Can’t thank you enough for your advice on this topic.
I have seen the very thing that you described happen to me in the past.
Had logged in as root and moved files from /home/path to an attached USB HDD used for archiving. Later found that many of them had been reassigned to root/root instead of Username/users.

Excellent advice and many thanks!

My feeling about deleting .kde4 is that you should do it from a terminal rather then the GUI. It is a little like changing the tires on a car while driving.

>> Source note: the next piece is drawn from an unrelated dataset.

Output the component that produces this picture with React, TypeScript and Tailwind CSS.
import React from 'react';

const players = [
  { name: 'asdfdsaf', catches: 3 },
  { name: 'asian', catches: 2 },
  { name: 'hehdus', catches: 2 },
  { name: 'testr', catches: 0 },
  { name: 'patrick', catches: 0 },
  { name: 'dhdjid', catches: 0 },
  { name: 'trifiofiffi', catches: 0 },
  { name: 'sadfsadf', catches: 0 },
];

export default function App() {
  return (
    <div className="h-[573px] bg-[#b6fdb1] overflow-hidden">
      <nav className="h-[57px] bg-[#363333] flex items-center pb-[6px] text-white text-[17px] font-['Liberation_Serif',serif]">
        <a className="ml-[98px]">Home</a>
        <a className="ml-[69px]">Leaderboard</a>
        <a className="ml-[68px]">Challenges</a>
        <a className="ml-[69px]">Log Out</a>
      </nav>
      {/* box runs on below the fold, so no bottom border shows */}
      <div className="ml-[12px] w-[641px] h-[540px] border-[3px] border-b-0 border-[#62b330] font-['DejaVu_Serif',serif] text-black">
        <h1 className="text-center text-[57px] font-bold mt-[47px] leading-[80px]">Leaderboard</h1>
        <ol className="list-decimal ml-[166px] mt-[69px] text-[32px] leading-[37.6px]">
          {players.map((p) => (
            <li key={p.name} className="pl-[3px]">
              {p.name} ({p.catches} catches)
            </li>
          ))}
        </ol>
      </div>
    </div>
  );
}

So boot to a terminal (press 3 before the boot) log in as yourself. (no need to be root to do things in your home) then mv ~/.kde4 ~/kde4.old. You can later delete ~/kde4.old if the new one is ok and you don’t have any old data like email from the kmail app or other config or kde related data files. Or you can simply remove it with the rm command (type man rm at the CL for instruction)

Also to simply fix the desktop most things will be set in the files starting with plasma* in the ~/kde4/share/config removing or rename those will reset the desk top to day one.

Could someone point me to those well documented cases, please? Are there other examples?